Wednesday

Oh Boys!

Growing up, I always imagined marrying a tall, dark, and handsome doctor. 
Well, I found one. 
And he’s in the Navy. 
 
He’s 6’3” half white and half Mexican, and makes me laugh more than anyone I’ve ever met before.  On paper, he’s absolutely perfect.  He owns his home (which he has been fixing up) and wants to settle down.  He’s a cook, a handyman, and did I mention he’s funny?
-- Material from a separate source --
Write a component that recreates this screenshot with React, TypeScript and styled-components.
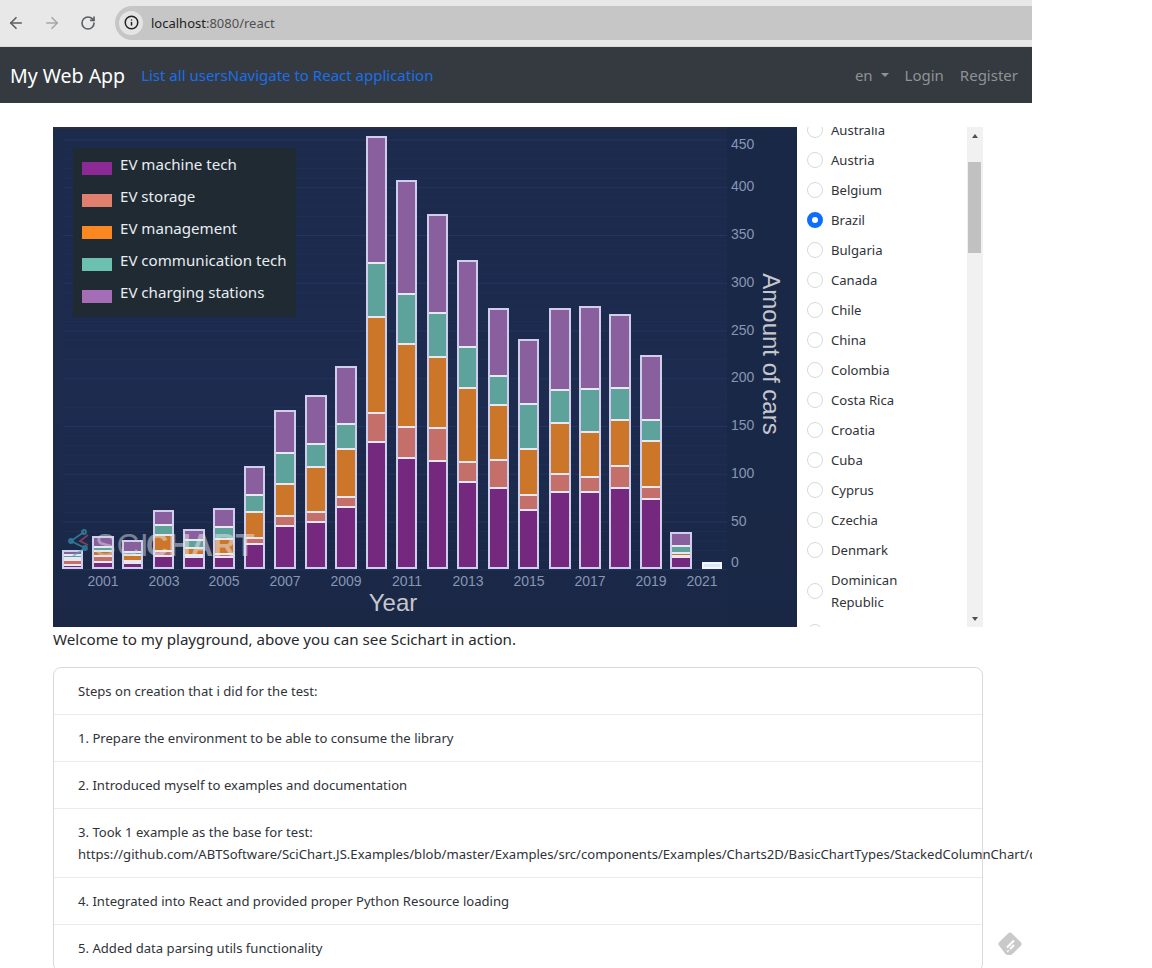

Because he is.  He also wears dress shirts and ties on red-eye flights, but I mean, everyone has to have a flaw, right?
 
Here’s the problem: I’m intimidated by him.  I don’t even know how to handle it.  This isn’t even a feeling I’m accustomed to…I definitely don’t know how to handle it. 
But I’m not ruling him out.  I mean, I guess mostly because in this situation it really is not him, but me. 
 
***
The other day Cole called me drunk.  (The only state in which he calls me, of course.) He informed me that we were getting married.  In Reno… just like his parents.
I told him there was no way I was getting married in Reno.
He informed me we were getting married in Tahoe.
We already tried that once, it didn’t work.  (Seriously.  One weekend we decided to go to Tahoe, we saw a cute little chapel and decided to get married… except we couldn’t do it without our friends there, so Cowboy and Traitor drove up… and then we got far too drunk to get married.)
He informed me we were getting married in Vegas, and after the wedding I’d move to Sacramento with him and we’d live in his little yellow house with his yellow kitchen.  
I wished him the best of luck in that endeavor- he’s going to need it.
 

Did I mention Cole found out about the blog?  He then asked if I’d been slapped in the face by a black penis lately. 
 
 
Unfortunately, I haven’t.  I mean, it could be possible if ARRRRSSSSSIIIIINNNNNYYOOOOO wasn’t such a pussy- but he is, apparently, afraid of me.  Or he doesn’t actually exist outside of Ale.  Sofia thinks he’s a frog… and Charlii agrees.  She also thinks it’s possible that if I kiss him while he’s a frog, he’ll turn into my prince… in the form of GQ.